— TASK GOAL —
Search the material for the word "screenshot" and copy each line that holds it.

— EXERCISE DATA —
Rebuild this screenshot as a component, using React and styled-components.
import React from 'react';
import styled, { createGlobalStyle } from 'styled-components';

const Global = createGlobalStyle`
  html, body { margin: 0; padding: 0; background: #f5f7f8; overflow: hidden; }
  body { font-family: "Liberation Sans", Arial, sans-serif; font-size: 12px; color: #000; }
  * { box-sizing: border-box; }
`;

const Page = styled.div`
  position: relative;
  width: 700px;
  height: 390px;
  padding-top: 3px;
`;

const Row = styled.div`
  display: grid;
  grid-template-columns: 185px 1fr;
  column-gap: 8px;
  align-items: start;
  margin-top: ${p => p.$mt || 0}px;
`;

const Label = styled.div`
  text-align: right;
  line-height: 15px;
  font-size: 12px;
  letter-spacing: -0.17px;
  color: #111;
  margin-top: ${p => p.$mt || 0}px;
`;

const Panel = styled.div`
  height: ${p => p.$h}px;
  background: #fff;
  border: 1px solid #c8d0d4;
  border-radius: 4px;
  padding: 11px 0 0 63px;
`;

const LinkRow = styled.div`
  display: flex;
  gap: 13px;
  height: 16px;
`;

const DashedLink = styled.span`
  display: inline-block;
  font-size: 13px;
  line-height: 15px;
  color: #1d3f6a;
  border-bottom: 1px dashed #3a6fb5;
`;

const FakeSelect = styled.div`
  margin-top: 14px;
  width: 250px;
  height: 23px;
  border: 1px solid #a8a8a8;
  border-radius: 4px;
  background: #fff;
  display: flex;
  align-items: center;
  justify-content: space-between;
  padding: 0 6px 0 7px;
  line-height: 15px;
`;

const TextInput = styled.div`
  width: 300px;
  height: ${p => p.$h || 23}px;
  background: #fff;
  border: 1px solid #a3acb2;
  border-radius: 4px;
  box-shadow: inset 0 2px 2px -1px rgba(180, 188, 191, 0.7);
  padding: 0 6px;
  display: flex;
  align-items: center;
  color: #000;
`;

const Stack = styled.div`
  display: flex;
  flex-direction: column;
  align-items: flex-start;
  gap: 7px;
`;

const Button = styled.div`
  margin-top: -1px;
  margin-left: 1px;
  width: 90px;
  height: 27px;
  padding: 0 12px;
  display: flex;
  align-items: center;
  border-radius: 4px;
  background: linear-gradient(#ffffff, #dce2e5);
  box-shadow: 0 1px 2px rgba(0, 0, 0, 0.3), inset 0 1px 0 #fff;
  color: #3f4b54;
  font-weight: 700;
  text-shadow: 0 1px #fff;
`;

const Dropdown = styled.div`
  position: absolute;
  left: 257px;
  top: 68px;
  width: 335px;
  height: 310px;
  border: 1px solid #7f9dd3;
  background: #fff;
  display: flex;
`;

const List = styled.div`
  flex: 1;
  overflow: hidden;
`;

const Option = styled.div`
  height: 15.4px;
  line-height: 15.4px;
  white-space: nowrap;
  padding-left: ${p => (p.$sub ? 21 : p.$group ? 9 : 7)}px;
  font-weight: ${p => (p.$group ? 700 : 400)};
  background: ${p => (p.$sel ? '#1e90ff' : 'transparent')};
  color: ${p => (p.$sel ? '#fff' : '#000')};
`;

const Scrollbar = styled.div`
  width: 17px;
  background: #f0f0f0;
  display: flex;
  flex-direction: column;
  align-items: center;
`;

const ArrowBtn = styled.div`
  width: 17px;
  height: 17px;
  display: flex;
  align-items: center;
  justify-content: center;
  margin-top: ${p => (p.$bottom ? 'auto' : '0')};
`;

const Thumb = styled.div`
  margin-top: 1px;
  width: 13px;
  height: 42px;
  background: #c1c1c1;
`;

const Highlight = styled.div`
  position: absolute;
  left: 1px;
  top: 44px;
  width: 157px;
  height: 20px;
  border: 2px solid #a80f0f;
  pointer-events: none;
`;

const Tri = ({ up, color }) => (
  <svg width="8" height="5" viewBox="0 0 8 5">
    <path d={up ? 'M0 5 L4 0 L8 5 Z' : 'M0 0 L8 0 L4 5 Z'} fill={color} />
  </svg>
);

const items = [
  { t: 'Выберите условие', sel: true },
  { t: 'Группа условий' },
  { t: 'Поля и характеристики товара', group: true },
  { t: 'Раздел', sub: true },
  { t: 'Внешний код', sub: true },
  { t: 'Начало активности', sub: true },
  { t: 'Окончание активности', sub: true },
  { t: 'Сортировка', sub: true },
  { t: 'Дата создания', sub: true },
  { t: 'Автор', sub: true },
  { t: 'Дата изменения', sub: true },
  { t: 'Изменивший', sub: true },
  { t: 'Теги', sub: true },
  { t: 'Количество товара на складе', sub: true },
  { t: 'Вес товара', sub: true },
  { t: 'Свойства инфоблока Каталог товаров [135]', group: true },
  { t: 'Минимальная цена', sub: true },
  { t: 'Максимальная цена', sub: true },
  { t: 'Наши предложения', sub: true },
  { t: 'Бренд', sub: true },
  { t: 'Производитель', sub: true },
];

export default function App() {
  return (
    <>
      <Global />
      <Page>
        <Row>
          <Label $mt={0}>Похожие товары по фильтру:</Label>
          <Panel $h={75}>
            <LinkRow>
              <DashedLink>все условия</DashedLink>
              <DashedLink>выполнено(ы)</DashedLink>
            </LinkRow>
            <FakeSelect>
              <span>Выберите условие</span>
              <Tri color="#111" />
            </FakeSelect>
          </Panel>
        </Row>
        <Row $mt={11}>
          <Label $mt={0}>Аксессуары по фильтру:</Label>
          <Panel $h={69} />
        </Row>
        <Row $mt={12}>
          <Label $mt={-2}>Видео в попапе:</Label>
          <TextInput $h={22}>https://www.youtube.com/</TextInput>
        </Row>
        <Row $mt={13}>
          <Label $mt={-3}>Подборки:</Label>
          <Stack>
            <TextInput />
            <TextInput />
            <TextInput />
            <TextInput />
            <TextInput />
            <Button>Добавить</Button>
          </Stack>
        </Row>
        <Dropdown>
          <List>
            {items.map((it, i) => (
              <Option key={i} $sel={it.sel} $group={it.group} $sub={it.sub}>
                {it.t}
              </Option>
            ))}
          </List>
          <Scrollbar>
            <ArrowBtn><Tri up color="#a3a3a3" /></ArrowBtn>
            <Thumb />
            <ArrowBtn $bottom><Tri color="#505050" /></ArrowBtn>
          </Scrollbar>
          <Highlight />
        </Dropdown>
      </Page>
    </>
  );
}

--

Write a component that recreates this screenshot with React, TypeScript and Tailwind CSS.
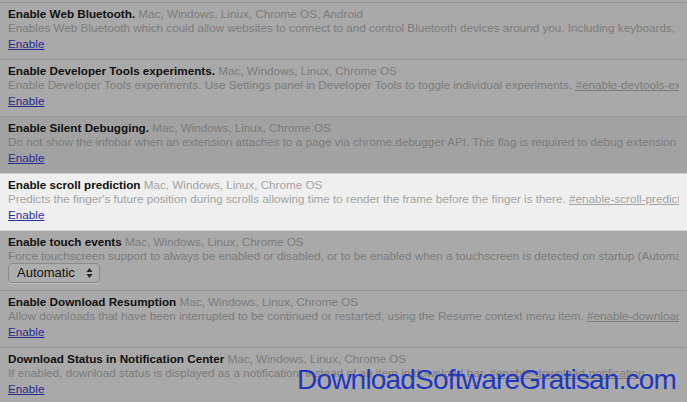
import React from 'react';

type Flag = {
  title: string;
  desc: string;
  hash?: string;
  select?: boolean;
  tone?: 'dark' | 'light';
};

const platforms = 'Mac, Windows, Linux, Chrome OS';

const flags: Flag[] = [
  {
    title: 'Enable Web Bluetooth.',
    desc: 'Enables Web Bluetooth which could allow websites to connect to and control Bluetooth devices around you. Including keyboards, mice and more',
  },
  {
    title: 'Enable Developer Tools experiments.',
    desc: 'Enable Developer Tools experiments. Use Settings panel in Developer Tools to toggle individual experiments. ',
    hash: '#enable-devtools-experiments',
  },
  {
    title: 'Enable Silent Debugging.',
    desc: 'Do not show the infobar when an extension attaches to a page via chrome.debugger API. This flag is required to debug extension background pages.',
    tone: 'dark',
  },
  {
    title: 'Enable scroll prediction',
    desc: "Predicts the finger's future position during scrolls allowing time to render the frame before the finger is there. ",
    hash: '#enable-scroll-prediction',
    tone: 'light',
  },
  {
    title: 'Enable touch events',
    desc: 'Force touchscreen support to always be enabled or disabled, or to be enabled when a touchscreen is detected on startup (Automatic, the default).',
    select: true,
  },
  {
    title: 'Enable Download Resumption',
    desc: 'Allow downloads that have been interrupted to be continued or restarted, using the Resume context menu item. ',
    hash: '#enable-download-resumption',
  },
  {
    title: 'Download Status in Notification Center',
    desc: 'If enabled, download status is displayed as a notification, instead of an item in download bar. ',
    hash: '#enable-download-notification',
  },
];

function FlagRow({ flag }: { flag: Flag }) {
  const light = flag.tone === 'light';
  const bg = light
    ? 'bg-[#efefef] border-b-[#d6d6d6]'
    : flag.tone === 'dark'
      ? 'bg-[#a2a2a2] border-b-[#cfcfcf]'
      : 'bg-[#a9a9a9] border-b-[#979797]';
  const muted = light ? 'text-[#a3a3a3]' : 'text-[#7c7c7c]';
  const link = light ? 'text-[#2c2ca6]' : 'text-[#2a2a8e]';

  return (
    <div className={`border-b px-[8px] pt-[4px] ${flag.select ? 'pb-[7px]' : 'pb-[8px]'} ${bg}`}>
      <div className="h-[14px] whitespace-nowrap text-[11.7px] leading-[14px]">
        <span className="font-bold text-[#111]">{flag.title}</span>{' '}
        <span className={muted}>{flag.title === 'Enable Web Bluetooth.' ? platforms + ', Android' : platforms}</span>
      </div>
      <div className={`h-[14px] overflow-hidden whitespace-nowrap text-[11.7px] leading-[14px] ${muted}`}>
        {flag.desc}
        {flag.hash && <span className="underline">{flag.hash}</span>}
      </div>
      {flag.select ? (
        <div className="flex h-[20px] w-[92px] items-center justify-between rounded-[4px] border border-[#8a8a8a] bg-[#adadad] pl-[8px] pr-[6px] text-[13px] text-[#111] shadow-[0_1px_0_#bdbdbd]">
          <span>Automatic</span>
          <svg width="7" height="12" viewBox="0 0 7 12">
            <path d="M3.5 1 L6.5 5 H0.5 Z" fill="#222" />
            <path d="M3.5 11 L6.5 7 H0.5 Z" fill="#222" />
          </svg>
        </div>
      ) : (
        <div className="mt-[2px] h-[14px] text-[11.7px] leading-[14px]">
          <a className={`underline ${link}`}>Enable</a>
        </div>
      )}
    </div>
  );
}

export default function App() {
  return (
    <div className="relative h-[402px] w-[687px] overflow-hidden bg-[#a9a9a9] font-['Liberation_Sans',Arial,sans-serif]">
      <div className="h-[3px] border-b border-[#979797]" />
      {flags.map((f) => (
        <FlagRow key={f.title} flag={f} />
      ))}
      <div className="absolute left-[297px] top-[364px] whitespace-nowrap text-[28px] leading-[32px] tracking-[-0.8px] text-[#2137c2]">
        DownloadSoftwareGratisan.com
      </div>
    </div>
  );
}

--

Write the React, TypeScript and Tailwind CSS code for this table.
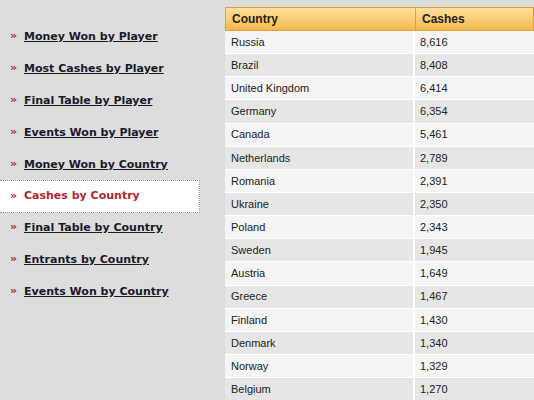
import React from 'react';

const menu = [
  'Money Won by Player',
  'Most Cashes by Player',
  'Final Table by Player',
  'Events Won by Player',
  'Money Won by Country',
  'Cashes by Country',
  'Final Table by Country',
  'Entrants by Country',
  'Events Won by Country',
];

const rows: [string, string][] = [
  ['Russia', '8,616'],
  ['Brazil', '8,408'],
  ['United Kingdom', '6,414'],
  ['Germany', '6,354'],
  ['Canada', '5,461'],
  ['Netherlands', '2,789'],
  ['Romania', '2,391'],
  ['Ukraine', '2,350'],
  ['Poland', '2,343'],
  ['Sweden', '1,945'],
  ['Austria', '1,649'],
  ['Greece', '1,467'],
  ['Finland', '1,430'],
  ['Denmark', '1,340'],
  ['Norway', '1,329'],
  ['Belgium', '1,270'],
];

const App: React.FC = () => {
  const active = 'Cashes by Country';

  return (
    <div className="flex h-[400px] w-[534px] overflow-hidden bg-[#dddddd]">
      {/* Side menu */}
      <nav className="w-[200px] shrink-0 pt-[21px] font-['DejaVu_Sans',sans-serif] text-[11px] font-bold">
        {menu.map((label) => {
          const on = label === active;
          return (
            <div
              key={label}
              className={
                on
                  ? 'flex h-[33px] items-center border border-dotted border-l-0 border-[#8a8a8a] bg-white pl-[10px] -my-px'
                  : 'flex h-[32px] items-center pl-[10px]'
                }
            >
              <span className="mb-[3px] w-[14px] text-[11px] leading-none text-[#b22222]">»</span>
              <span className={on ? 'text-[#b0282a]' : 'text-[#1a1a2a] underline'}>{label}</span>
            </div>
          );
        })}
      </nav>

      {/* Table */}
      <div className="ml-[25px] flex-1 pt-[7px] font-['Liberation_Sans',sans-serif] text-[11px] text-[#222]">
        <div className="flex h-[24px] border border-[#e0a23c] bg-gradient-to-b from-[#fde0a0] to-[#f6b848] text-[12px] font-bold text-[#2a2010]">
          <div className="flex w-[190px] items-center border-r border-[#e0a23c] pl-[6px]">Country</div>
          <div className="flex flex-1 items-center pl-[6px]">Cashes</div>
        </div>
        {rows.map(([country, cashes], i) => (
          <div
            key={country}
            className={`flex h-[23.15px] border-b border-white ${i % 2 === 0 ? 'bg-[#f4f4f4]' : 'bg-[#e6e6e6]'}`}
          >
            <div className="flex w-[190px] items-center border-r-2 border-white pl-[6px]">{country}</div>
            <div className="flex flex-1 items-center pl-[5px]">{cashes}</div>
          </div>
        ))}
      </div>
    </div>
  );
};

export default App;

— TASK ANSWER —
Rebuild this screenshot as a component, using React and styled-components.
Write a component that recreates this screenshot with React, TypeScript and Tailwind CSS.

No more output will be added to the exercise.